What staff and the applicant told the council: Planner David De La Torre said the application sought PAD rezoning to permit a 422,877‑square‑foot data center in Phase 1 plus speculative R&D/office buildings in later phases, and noted the city’s 2022 data center ordinance requires PAD review for standalone data centers. Economic development director Micah Miranda outlined fiscal commitments in the draft development agreement, including employment minimums, median wage targets, penalties for missed building milestones and a requirement that property tax and transaction privilege tax revenues not decline because of incentives in the deal.
City water staff Simone explained how the city’s sustainable‑use policy frames allocations for the site and said the data center would have a Tier‑1 allocation with a stated maximum of roughly “48,000 gallons per day at a maximum” for the data‑center allocation and that closed‑loop mechanical cooling would be required under the agreement. Simone also said current evaporative systems on the vacant site use about 1,000,000 gallons per month and that the agreement obligates removal of those chillers during demolition.
The applicant, represented by attorney Adam Baum and Active Infrastructure CEO Jeff Sigler, emphasized contractual protections negotiated with staff. Baum said the development agreement “prohibits any other form of water cooling but the mechanical system” and committed to removing the three existing 3‑inch meters, installing a 1‑inch meter for ongoing operations, undergrounding power lines, and prepaying $2 million toward utility relocations. The applicant also outlined fines and milestone penalties to encourage construction of the tech‑park buildings if the data center proceeded.

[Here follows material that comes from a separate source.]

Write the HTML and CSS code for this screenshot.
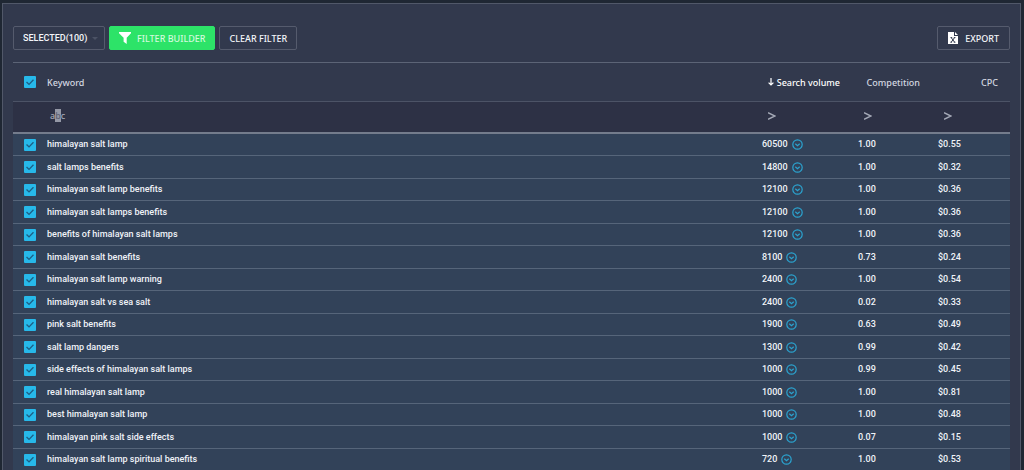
FILE: index.html
```html
<!DOCTYPE html>
<html lang="en">
<head>
<meta charset="UTF-8">
<meta name="viewport" content="width=device-width, initial-scale=1.0">
<title>Keywords</title>
<link rel="stylesheet" href="styles.css">
</head>
<body>
<svg class="sprite" aria-hidden="true">
    <symbol id="more" viewBox="0 0 11 11">
        <circle cx="5.5" cy="5.5" r="4.7" fill="none" stroke="currentColor" stroke-width="1.2"/>
        <path d="M3.3 4.7l2.2 2 2.2-2" fill="none" stroke="currentColor" stroke-width="1.2"/>
    </symbol>
</svg>
<main class="panel">
    <div class="toolbar">
        <div class="select-box">
            <select class="btn select" aria-label="Selected keywords">
                <option>SELECTED(100)</option>
            </select>
        </div>
        <button type="button" class="btn primary">
            <svg class="funnel" viewBox="0 0 12 12"><path d="M0 0h12v1.2L7.7 5.8V12L4.6 9.8v-4L0 1.2z" fill="#fff"/></svg>
            FILTER BUILDER
        </button>
        <button type="button" class="btn">CLEAR FILTER</button>
        <button type="button" class="btn export">
            <svg class="file" viewBox="0 0 10 12"><path d="M0 0h6v4h4v8H0zM7 0l3 3H7z" fill="#fff"/><path d="M3.2 5.6l3.4 4.6M6.6 5.6L3.2 10.2M2.6 5.6h1.6M5.8 5.6h1.6M2.4 10.2H4M5.8 10.2h1.6" fill="none" stroke="#32394d"/></svg>
            EXPORT
        </button>
    </div>
    <table class="grid">
        <colgroup>
            <col class="col-check">
            <col>
            <col class="col-volume">
            <col class="col-comp">
            <col class="col-cpc">
        </colgroup>
        <thead>
            <tr class="titles">
                <th class="check"><input type="checkbox" aria-label="Select all" checked></th>
                <th>Keyword</th>
                <th class="num sorted"><svg class="arrow" viewBox="0 0 6 8"><path d="M3 0v7M.6 4.6L3 7l2.4-2.4" fill="none" stroke="currentColor" stroke-width="1.2"/></svg>Search volume</th>
                <th class="num">Competition</th>
                <th class="num last">CPC</th>
            </tr>
            <tr class="filters">
                <td></td>
                <td><button type="button" class="op abc" aria-label="Contains">a<span>b</span>c</button></td>
                <td class="val"><button type="button" class="op" aria-label="Search volume greater than"><svg class="gt" viewBox="0 0 8 8"><path d="M0 .8L7 4 0 7.2" fill="none" stroke="currentColor" stroke-width="1.5"/></svg></button></td>
                <td class="val"><button type="button" class="op" aria-label="Competition greater than"><svg class="gt" viewBox="0 0 8 8"><path d="M0 .8L7 4 0 7.2" fill="none" stroke="currentColor" stroke-width="1.5"/></svg></button></td>
                <td class="val"><button type="button" class="op" aria-label="CPC greater than"><svg class="gt" viewBox="0 0 8 8"><path d="M0 .8L7 4 0 7.2" fill="none" stroke="currentColor" stroke-width="1.5"/></svg></button></td>
            </tr>
        </thead>
        <tbody>
            <tr><td class="check"><input type="checkbox" id="k1" checked></td><td><label for="k1">himalayan salt lamp</label></td><td class="val">60500<svg class="more"><use href="#more"/></svg></td><td class="val">1.00</td><td class="val">$0.55</td></tr>
            <tr><td class="check"><input type="checkbox" id="k2" checked></td><td><label for="k2">salt lamps benefits</label></td><td class="val">14800<svg class="more"><use href="#more"/></svg></td><td class="val">1.00</td><td class="val">$0.32</td></tr>
            <tr><td class="check"><input type="checkbox" id="k3" checked></td><td><label for="k3">himalayan salt lamp benefits</label></td><td class="val">12100<svg class="more"><use href="#more"/></svg></td><td class="val">1.00</td><td class="val">$0.36</td></tr>
            <tr><td class="check"><input type="checkbox" id="k4" checked></td><td><label for="k4">himalayan salt lamps benefits</label></td><td class="val">12100<svg class="more"><use href="#more"/></svg></td><td class="val">1.00</td><td class="val">$0.36</td></tr>
            <tr><td class="check"><input type="checkbox" id="k5" checked></td><td><label for="k5">benefits of himalayan salt lamps</label></td><td class="val">12100<svg class="more"><use href="#more"/></svg></td><td class="val">1.00</td><td class="val">$0.36</td></tr>
            <tr><td class="check"><input type="checkbox" id="k6" checked></td><td><label for="k6">himalayan salt benefits</label></td><td class="val">8100<svg class="more"><use href="#more"/></svg></td><td class="val">0.73</td><td class="val">$0.24</td></tr>
            <tr><td class="check"><input type="checkbox" id="k7" checked></td><td><label for="k7">himalayan salt lamp warning</label></td><td class="val">2400<svg class="more"><use href="#more"/></svg></td><td class="val">1.00</td><td class="val">$0.54</td></tr>
            <tr><td class="check"><input type="checkbox" id="k8" checked></td><td><label for="k8">himalayan salt vs sea salt</label></td><td class="val">2400<svg class="more"><use href="#more"/></svg></td><td class="val">0.02</td><td class="val">$0.33</td></tr>
            <tr><td class="check"><input type="checkbox" id="k9" checked></td><td><label for="k9">pink salt benefits</label></td><td class="val">1900<svg class="more"><use href="#more"/></svg></td><td class="val">0.63</td><td class="val">$0.49</td></tr>
            <tr><td class="check"><input type="checkbox" id="k10" checked></td><td><label for="k10">salt lamp dangers</label></td><td class="val">1300<svg class="more"><use href="#more"/></svg></td><td class="val">0.99</td><td class="val">$0.42</td></tr>
            <tr><td class="check"><input type="checkbox" id="k11" checked></td><td><label for="k11">side effects of himalayan salt lamps</label></td><td class="val">1000<svg class="more"><use href="#more"/></svg></td><td class="val">0.99</td><td class="val">$0.45</td></tr>
            <tr><td class="check"><input type="checkbox" id="k12" checked></td><td><label for="k12">real himalayan salt lamp</label></td><td class="val">1000<svg class="more"><use href="#more"/></svg></td><td class="val">1.00</td><td class="val">$0.81</td></tr>
            <tr><td class="check"><input type="checkbox" id="k13" checked></td><td><label for="k13">best himalayan salt lamp</label></td><td class="val">1000<svg class="more"><use href="#more"/></svg></td><td class="val">1.00</td><td class="val">$0.48</td></tr>
            <tr><td class="check"><input type="checkbox" id="k14" checked></td><td><label for="k14">himalayan pink salt side effects</label></td><td class="val">1000<svg class="more"><use href="#more"/></svg></td><td class="val">0.07</td><td class="val">$0.15</td></tr>
            <tr><td class="check"><input type="checkbox" id="k15" checked></td><td><label for="k15">himalayan salt lamp spiritual benefits</label></td><td class="val">720<svg class="more"><use href="#more"/></svg></td><td class="val">1.00</td><td class="val">$0.53</td></tr>
        </tbody>
    </table>
</main>
</body>
</html>
```
FILE: styles.css
```css
* {
    box-sizing: border-box;
}
body {
    margin: 0;
    padding: 3px 3px 0 2px;
    background: #1f2733;
    color: #f0f3f8;
    font-family: "Noto Sans", "Open Sans", sans-serif;
    font-size: 9px;
    font-weight: 500;
}
.sprite {
    display: none;
}
.panel {
    padding: 22px 10px 0;
    background: #32394d;
    border: 1px solid #515869;
    border-bottom: 0;
}
.toolbar {
    display: flex;
    gap: 4px;
    padding-bottom: 12px;
}
.btn {
    display: flex;
    align-items: center;
    height: 24px;
    padding: 0 9px;
    background: transparent;
    border: 1px solid #555b6d;
    border-radius: 2px;
    color: #f4f6fa;
    font-family: inherit;
    font-size: 9px;
    font-weight: 500;
    cursor: pointer;
}
.select-box {
    position: relative;
}
.select-box::after {
    content: "";
    position: absolute;
    top: 11px;
    right: 7px;
    border: 3px solid transparent;
    border-top-color: #4b5265;
    border-bottom: 0;
}
.select {
    width: 92px;
    font-family: Roboto, sans-serif;
    appearance: none;
}
.primary {
    gap: 6px;
    background: #2de368;
    border-color: #2de368;
    color: #d3fadd;
}
.export {
    gap: 7px;
    padding: 0 10px;
    margin-left: auto;
}
.funnel {
    width: 12px;
    height: 12px;
}
.file {
    width: 10px;
    height: 12px;
}
.grid {
    width: 100%;
    table-layout: fixed;
    border-collapse: separate;
    border-spacing: 0;
}
.col-check {
    width: 34px;
}
.col-volume {
    width: 96px;
}
.col-comp {
    width: 80px;
}
.col-cpc {
    width: 84px;
}
th,
td {
    padding: 0;
    text-align: left;
    vertical-align: middle;
    white-space: nowrap;
}
.titles th {
    height: 40px;
    border-top: 1px solid #5c6476;
    border-bottom: 1px solid #4c5366;
    color: #d3d7e0;
    font-weight: 500;
}
.titles .num {
    padding-right: 6px;
    text-align: right;
}
.titles .last {
    padding-right: 12px;
}
.titles .sorted {
    color: #fff;
}
.arrow {
    width: 6px;
    height: 8px;
    margin-right: 3px;
}
.filters td {
    height: 32px;
    padding-bottom: 2px;
    background: #2d3145;
    border-bottom: 2px solid #747c8c;
}
.op {
    display: block;
    padding: 0 6px;
    background: none;
    border: 0;
    color: #a4a9b6;
    cursor: pointer;
}
.abc {
    padding: 0 3px;
    font-family: inherit;
    font-size: 9px;
    font-weight: 500;
    line-height: 12px;
}
.abc span {
    background: #9498a6;
    color: #5d6274;
}
.gt {
    display: block;
    width: 8px;
    height: 8px;
}
tbody td {
    height: 22px;
    background: #324259;
    border-bottom: 1px solid #56657a;
    font-family: Roboto, sans-serif;
    line-height: 11px;
}
tbody tr:nth-child(even) td {
    height: 23px;
}
.val,
.filters .val {
    padding-left: 12px;
}
.check {
    padding-left: 11px;
}
input[type="checkbox"] {
    display: block;
    width: 12px;
    height: 12px;
    margin: 0;
    appearance: none;
    background: #455066;
    border-radius: 1px;
}
input[type="checkbox"]:checked {
    background: #27b9ea;
}
input[type="checkbox"]:checked::before {
    content: "";
    display: block;
    width: 12px;
    height: 12px;
    background: #1c5f85;
    clip-path: polygon(17% 54%, 25% 46%, 42% 62%, 75% 28%, 83% 36%, 42% 78%);
}
.more {
    width: 11px;
    height: 11px;
    margin-left: 4px;
    color: #2ba3cf;
    vertical-align: bottom;
}
```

Public reaction: Council received over 200 emailed comments in opposition and dozens of in‑person speakers. Residents raised water‑use and Colorado River allocation concerns, potential SRP (Salt River Project) rate impacts and the project’s alignment with the Price Road corridor’s long‑term general‑plan vision for high‑wage, job‑dense uses. Students, teachers, union representatives and neighborhood residents urged the council to preserve land for housing, manufacturing or research uses that create more local jobs. Supporters including the Arizona Technology Council and building trades representatives argued the site’s redevelopment and union construction jobs would benefit the region.
Council rationale: During deliberations several members — including Harris, Orlando and Poston — said the developer and staff had negotiated strong protections but that uncertainties remained about long‑term customers, power delivery timelines and whether the use fit the voter‑adopted general plan for the Price Corridor. Harris framed the decision as a defense of the corridor’s purpose and resident concerns. Councilmember Orlando said he had wanted to support the project but could not resolve the business case questions about customers and the multi‑year gap before full power delivery. Vice Mayor Ellis and other members commended staff work but said the site and the proposal were not the right fit.
Next steps: With the denial, the proposed PAD rezoning and development agreement are not approved and the site remains under its previous zoning. The council did not adopt alternate motions to return the item for revisions that night. Staff and the applicant may decide next steps, which could include revising the proposal, relocating components, or pursuing a different entitlement pathway. The council closed the meeting with routine announcements and holiday remarks.
Vote: Motion to deny items 37 and 38 carried unanimously.